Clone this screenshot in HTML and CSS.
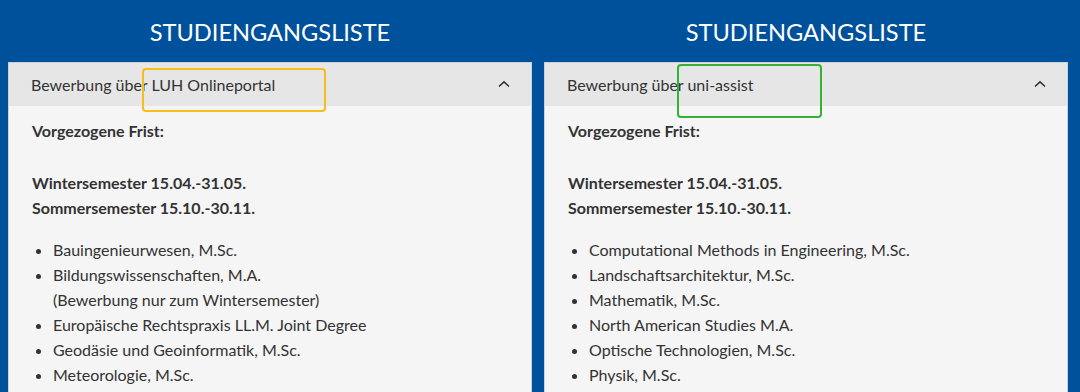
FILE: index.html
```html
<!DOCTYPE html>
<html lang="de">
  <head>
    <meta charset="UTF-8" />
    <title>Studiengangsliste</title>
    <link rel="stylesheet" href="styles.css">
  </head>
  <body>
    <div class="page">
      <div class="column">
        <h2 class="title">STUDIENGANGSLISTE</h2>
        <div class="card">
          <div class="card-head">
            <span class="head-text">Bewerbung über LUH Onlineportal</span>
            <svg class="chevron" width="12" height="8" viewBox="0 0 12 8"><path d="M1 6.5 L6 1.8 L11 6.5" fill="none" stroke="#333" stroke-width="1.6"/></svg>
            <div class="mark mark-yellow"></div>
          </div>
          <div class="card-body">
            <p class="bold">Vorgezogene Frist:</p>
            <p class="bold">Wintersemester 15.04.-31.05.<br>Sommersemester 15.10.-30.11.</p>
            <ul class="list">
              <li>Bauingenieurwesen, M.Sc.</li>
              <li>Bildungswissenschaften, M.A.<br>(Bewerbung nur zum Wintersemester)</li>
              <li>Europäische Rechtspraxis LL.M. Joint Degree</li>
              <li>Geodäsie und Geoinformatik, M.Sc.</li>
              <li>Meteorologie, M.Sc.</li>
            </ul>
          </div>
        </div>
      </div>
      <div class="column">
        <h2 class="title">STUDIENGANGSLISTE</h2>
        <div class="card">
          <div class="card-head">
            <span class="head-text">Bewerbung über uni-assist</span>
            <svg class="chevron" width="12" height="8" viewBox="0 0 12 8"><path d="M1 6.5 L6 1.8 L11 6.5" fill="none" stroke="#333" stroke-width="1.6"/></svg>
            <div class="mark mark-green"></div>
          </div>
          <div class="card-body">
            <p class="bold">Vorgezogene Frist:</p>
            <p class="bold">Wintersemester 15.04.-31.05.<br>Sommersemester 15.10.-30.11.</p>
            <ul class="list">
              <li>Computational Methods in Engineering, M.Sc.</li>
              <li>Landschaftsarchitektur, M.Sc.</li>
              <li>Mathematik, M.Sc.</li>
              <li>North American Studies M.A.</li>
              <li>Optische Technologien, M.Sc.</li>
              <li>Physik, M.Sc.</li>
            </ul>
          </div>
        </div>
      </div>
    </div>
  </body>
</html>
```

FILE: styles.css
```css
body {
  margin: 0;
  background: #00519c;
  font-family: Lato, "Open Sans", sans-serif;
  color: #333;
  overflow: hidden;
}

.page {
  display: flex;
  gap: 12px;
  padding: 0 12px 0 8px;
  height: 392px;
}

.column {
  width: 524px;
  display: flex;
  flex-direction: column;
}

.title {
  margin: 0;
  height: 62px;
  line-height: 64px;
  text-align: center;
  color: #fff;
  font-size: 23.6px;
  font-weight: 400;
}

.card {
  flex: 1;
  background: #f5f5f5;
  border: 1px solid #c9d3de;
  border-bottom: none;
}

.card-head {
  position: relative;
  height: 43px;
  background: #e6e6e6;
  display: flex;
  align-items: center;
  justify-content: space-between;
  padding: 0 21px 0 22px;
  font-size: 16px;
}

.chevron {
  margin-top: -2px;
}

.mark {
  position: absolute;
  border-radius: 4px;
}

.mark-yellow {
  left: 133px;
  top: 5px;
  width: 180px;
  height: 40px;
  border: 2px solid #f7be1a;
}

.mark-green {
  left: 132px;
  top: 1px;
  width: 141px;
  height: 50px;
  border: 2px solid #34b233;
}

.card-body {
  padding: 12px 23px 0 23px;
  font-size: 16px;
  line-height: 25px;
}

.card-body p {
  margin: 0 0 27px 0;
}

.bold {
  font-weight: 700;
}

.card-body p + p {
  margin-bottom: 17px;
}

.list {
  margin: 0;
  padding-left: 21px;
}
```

- - -

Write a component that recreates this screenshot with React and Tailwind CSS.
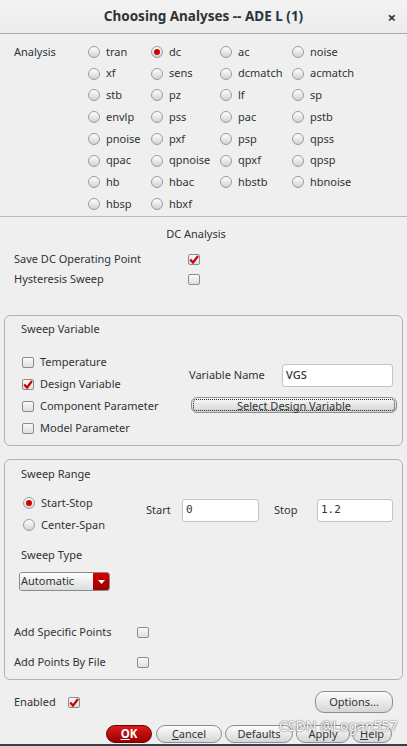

- - -

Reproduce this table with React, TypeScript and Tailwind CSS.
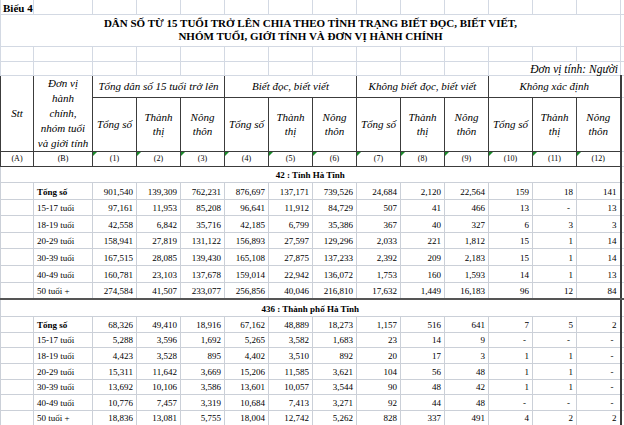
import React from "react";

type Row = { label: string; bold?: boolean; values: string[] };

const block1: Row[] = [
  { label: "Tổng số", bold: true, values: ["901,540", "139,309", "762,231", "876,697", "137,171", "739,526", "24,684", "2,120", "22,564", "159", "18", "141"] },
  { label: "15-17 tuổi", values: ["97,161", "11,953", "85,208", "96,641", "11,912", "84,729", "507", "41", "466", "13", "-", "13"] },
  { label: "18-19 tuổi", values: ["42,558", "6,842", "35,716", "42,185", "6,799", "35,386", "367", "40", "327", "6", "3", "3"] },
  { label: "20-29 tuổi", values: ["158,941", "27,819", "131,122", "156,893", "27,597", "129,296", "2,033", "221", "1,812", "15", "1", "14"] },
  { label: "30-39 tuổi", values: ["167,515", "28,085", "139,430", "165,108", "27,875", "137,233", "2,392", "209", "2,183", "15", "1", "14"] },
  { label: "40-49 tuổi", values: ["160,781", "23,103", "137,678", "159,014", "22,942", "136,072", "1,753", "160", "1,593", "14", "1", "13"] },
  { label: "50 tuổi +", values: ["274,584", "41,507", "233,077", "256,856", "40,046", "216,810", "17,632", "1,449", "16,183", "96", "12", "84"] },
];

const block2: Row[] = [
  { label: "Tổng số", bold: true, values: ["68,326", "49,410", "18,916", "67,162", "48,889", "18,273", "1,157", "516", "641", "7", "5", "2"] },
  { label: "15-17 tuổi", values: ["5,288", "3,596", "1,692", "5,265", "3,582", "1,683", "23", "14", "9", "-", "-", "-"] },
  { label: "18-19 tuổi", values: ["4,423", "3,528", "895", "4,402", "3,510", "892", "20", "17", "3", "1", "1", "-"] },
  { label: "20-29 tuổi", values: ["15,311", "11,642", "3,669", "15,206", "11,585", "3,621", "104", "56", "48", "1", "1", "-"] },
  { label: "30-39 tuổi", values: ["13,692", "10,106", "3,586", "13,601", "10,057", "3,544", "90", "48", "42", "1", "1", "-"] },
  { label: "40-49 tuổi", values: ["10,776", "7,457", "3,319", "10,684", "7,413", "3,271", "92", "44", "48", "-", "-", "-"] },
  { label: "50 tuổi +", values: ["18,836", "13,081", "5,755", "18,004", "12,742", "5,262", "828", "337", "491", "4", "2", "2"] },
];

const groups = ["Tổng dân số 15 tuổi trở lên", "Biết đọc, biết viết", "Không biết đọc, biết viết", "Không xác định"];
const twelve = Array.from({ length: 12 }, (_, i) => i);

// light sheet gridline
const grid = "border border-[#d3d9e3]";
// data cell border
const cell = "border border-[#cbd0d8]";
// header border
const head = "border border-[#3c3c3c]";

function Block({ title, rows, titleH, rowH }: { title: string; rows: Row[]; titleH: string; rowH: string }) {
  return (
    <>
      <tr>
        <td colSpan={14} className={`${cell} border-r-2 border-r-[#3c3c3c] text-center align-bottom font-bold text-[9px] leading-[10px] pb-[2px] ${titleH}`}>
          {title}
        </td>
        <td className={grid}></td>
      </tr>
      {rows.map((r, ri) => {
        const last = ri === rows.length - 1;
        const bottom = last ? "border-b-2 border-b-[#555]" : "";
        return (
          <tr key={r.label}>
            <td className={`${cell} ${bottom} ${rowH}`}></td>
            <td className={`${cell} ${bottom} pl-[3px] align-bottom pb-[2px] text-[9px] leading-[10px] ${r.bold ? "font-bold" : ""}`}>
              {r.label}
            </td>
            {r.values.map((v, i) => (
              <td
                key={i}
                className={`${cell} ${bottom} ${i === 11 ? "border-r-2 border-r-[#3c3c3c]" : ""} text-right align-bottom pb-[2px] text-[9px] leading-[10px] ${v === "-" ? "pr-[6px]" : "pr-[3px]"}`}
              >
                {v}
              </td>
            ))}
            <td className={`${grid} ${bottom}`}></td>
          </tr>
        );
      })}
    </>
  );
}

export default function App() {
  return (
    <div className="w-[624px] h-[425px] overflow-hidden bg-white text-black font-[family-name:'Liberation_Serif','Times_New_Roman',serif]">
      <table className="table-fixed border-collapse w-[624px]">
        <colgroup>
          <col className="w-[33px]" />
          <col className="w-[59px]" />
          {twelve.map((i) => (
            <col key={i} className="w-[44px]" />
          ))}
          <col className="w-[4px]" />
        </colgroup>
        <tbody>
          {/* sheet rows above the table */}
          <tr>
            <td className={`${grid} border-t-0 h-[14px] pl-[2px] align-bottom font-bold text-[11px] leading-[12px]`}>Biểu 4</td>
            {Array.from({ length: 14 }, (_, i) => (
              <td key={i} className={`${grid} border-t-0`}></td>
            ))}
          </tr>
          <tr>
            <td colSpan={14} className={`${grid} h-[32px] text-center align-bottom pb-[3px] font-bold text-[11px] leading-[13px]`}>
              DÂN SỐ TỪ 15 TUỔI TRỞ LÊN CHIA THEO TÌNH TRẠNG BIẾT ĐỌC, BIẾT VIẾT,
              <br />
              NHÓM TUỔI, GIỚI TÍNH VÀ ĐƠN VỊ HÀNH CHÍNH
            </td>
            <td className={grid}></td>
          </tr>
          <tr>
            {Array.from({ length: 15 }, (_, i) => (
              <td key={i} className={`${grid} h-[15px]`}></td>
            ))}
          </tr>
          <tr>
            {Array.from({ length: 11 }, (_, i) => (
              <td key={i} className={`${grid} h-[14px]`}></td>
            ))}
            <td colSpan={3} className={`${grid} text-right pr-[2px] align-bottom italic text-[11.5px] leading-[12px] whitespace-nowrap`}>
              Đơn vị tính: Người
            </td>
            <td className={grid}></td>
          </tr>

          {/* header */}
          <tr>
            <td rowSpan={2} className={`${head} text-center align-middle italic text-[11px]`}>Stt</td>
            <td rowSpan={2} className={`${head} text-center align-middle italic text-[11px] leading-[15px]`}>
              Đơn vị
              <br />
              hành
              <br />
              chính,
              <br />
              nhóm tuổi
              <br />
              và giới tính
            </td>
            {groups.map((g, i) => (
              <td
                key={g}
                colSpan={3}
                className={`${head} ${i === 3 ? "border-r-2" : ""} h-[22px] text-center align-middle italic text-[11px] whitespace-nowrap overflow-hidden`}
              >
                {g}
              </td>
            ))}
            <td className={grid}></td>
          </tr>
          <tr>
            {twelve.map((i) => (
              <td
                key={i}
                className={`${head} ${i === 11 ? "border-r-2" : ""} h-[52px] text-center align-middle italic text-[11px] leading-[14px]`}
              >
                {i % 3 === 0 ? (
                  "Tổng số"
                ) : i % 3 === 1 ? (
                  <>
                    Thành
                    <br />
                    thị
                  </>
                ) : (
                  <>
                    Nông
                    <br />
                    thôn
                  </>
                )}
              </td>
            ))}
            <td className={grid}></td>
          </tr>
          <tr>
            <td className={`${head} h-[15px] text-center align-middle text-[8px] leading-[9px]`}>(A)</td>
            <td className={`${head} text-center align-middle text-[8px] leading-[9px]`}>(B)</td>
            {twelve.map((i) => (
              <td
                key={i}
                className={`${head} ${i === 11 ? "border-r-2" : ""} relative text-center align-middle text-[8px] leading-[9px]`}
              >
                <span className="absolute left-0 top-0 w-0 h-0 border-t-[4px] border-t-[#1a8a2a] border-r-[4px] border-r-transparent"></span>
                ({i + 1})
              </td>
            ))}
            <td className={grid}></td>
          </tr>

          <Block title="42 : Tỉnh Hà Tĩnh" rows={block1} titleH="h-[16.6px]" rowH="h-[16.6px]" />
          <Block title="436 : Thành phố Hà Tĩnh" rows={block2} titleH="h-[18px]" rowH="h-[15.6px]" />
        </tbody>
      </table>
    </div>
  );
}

- - -

- _EXERCISE GOAL_:
Look through the entries above and list every line containing "this".

- _THE RESPONSE_:
Clone this screenshot in HTML and CSS.
Write a component that recreates this screenshot with React and Tailwind CSS.
Reproduce this table with React, TypeScript and Tailwind CSS.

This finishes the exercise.